#### PROBLEM STATEMENT
Write out each line beneath this one exactly as it reads.

#### SOURCE MATERIAL ####

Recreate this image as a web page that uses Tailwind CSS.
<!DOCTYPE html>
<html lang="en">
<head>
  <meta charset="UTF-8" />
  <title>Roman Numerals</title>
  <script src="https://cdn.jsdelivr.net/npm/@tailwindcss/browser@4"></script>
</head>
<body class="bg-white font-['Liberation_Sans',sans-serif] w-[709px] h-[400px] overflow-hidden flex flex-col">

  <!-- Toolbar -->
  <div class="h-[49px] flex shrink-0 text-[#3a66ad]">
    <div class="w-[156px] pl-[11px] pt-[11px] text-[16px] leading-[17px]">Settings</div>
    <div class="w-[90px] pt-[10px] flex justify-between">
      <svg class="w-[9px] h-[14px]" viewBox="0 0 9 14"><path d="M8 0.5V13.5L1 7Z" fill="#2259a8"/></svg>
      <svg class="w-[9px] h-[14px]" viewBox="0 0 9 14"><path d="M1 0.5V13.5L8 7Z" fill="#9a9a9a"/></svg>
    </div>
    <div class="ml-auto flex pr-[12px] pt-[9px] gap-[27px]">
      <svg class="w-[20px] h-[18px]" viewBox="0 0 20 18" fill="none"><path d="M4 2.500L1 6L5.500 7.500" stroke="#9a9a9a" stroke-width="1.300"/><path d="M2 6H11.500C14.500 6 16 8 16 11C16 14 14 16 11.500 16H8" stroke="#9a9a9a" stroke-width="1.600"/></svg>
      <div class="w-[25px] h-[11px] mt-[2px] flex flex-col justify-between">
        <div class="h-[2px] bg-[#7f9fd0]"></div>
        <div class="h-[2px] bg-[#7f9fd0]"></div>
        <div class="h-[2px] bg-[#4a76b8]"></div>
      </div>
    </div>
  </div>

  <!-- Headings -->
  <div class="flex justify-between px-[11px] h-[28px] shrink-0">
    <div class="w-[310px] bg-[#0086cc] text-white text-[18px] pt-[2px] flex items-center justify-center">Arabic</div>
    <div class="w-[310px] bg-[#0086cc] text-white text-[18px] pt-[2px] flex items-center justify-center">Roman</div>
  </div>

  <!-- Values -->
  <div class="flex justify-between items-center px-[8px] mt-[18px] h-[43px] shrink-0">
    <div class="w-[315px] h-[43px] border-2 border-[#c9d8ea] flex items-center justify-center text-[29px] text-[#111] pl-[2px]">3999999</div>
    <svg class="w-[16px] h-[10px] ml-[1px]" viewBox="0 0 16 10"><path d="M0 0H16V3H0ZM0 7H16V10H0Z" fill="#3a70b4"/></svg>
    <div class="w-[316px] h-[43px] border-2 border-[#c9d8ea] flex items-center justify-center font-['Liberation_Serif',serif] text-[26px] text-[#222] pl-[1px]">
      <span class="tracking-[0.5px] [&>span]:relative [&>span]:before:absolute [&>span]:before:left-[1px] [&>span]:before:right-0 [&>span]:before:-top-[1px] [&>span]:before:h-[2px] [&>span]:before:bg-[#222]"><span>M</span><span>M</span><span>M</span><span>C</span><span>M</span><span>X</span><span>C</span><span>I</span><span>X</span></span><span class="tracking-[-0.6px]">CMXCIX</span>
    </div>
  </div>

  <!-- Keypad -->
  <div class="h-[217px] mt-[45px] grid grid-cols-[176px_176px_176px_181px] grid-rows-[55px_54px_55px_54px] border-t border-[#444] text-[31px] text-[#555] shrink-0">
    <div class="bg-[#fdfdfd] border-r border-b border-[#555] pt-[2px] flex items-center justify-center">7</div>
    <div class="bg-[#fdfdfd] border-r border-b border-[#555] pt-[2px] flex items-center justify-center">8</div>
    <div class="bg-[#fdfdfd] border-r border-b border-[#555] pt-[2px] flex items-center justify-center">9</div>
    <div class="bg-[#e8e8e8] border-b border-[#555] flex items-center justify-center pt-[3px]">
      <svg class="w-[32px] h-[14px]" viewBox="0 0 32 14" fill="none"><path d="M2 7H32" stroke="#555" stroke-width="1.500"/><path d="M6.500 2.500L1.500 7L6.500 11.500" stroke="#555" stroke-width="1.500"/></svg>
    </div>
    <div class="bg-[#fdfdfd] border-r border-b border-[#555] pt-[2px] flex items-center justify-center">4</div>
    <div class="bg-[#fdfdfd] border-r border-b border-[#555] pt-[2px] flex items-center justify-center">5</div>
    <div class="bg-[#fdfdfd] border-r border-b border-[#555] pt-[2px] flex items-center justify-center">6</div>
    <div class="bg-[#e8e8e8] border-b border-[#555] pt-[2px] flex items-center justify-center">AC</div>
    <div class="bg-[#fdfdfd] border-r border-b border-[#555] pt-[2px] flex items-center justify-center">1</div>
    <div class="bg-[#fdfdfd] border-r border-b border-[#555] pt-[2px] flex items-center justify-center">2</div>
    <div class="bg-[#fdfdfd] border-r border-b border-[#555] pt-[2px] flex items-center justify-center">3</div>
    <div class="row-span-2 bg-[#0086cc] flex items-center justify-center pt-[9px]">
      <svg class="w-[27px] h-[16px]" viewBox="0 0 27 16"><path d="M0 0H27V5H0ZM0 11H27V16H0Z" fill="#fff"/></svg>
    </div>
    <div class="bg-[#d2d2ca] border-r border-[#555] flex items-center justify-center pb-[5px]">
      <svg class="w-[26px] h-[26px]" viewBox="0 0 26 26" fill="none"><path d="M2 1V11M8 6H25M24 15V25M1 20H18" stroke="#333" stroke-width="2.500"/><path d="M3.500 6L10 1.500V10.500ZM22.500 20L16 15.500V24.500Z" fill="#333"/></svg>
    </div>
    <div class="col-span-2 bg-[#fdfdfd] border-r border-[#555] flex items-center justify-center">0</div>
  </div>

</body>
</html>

####

#### ANSWER TO THE TASK
Recreate this image as a web page that uses Tailwind CSS.
<!DOCTYPE html>
<html lang="en">
<head>
  <meta charset="UTF-8" />
  <title>Roman Numerals</title>
  <script src="https://cdn.jsdelivr.net/npm/@tailwindcss/browser@4"></script>
</head>
<body class="bg-white font-['Liberation_Sans',sans-serif] w-[709px] h-[400px] overflow-hidden flex flex-col">

  <!-- Toolbar -->
  <div class="h-[49px] flex shrink-0 text-[#3a66ad]">
    <div class="w-[156px] pl-[11px] pt-[11px] text-[16px] leading-[17px]">Settings</div>
    <div class="w-[90px] pt-[10px] flex justify-between">
      <svg class="w-[9px] h-[14px]" viewBox="0 0 9 14"><path d="M8 0.5V13.5L1 7Z" fill="#2259a8"/></svg>
      <svg class="w-[9px] h-[14px]" viewBox="0 0 9 14"><path d="M1 0.5V13.5L8 7Z" fill="#9a9a9a"/></svg>
    </div>
    <div class="ml-auto flex pr-[12px] pt-[9px] gap-[27px]">
      <svg class="w-[20px] h-[18px]" viewBox="0 0 20 18" fill="none"><path d="M4 2.500L1 6L5.500 7.500" stroke="#9a9a9a" stroke-width="1.300"/><path d="M2 6H11.500C14.500 6 16 8 16 11C16 14 14 16 11.500 16H8" stroke="#9a9a9a" stroke-width="1.600"/></svg>
      <div class="w-[25px] h-[11px] mt-[2px] flex flex-col justify-between">
        <div class="h-[2px] bg-[#7f9fd0]"></div>
        <div class="h-[2px] bg-[#7f9fd0]"></div>
        <div class="h-[2px] bg-[#4a76b8]"></div>
      </div>
    </div>
  </div>

  <!-- Headings -->
  <div class="flex justify-between px-[11px] h-[28px] shrink-0">
    <div class="w-[310px] bg-[#0086cc] text-white text-[18px] pt-[2px] flex items-center justify-center">Arabic</div>
    <div class="w-[310px] bg-[#0086cc] text-white text-[18px] pt-[2px] flex items-center justify-center">Roman</div>
  </div>

  <!-- Values -->
  <div class="flex justify-between items-center px-[8px] mt-[18px] h-[43px] shrink-0">
    <div class="w-[315px] h-[43px] border-2 border-[#c9d8ea] flex items-center justify-center text-[29px] text-[#111] pl-[2px]">3999999</div>
    <svg class="w-[16px] h-[10px] ml-[1px]" viewBox="0 0 16 10"><path d="M0 0H16V3H0ZM0 7H16V10H0Z" fill="#3a70b4"/></svg>
    <div class="w-[316px] h-[43px] border-2 border-[#c9d8ea] flex items-center justify-center font-['Liberation_Serif',serif] text-[26px] text-[#222] pl-[1px]">
      <span class="tracking-[0.5px] [&>span]:relative [&>span]:before:absolute [&>span]:before:left-[1px] [&>span]:before:right-0 [&>span]:before:-top-[1px] [&>span]:before:h-[2px] [&>span]:before:bg-[#222]"><span>M</span><span>M</span><span>M</span><span>C</span><span>M</span><span>X</span><span>C</span><span>I</span><span>X</span></span><span class="tracking-[-0.6px]">CMXCIX</span>
    </div>
  </div>

  <!-- Keypad -->
  <div class="h-[217px] mt-[45px] grid grid-cols-[176px_176px_176px_181px] grid-rows-[55px_54px_55px_54px] border-t border-[#444] text-[31px] text-[#555] shrink-0">
    <div class="bg-[#fdfdfd] border-r border-b border-[#555] pt-[2px] flex items-center justify-center">7</div>
    <div class="bg-[#fdfdfd] border-r border-b border-[#555] pt-[2px] flex items-center justify-center">8</div>
    <div class="bg-[#fdfdfd] border-r border-b border-[#555] pt-[2px] flex items-center justify-center">9</div>
    <div class="bg-[#e8e8e8] border-b border-[#555] flex items-center justify-center pt-[3px]">
      <svg class="w-[32px] h-[14px]" viewBox="0 0 32 14" fill="none"><path d="M2 7H32" stroke="#555" stroke-width="1.500"/><path d="M6.500 2.500L1.500 7L6.500 11.500" stroke="#555" stroke-width="1.500"/></svg>
    </div>
    <div class="bg-[#fdfdfd] border-r border-b border-[#555] pt-[2px] flex items-center justify-center">4</div>
    <div class="bg-[#fdfdfd] border-r border-b border-[#555] pt-[2px] flex items-center justify-center">5</div>
    <div class="bg-[#fdfdfd] border-r border-b border-[#555] pt-[2px] flex items-center justify-center">6</div>
    <div class="bg-[#e8e8e8] border-b border-[#555] pt-[2px] flex items-center justify-center">AC</div>
    <div class="bg-[#fdfdfd] border-r border-b border-[#555] pt-[2px] flex items-center justify-center">1</div>
    <div class="bg-[#fdfdfd] border-r border-b border-[#555] pt-[2px] flex items-center justify-center">2</div>
    <div class="bg-[#fdfdfd] border-r border-b border-[#555] pt-[2px] flex items-center justify-center">3</div>
    <div class="row-span-2 bg-[#0086cc] flex items-center justify-center pt-[9px]">
      <svg class="w-[27px] h-[16px]" viewBox="0 0 27 16"><path d="M0 0H27V5H0ZM0 11H27V16H0Z" fill="#fff"/></svg>
    </div>
    <div class="bg-[#d2d2ca] border-r border-[#555] flex items-center justify-center pb-[5px]">
      <svg class="w-[26px] h-[26px]" viewBox="0 0 26 26" fill="none"><path d="M2 1V11M8 6H25M24 15V25M1 20H18" stroke="#333" stroke-width="2.500"/><path d="M3.500 6L10 1.500V10.500ZM22.500 20L16 15.500V24.500Z" fill="#333"/></svg>
    </div>
    <div class="col-span-2 bg-[#fdfdfd] border-r border-[#555] flex items-center justify-center">0</div>
  </div>

</body>
</html>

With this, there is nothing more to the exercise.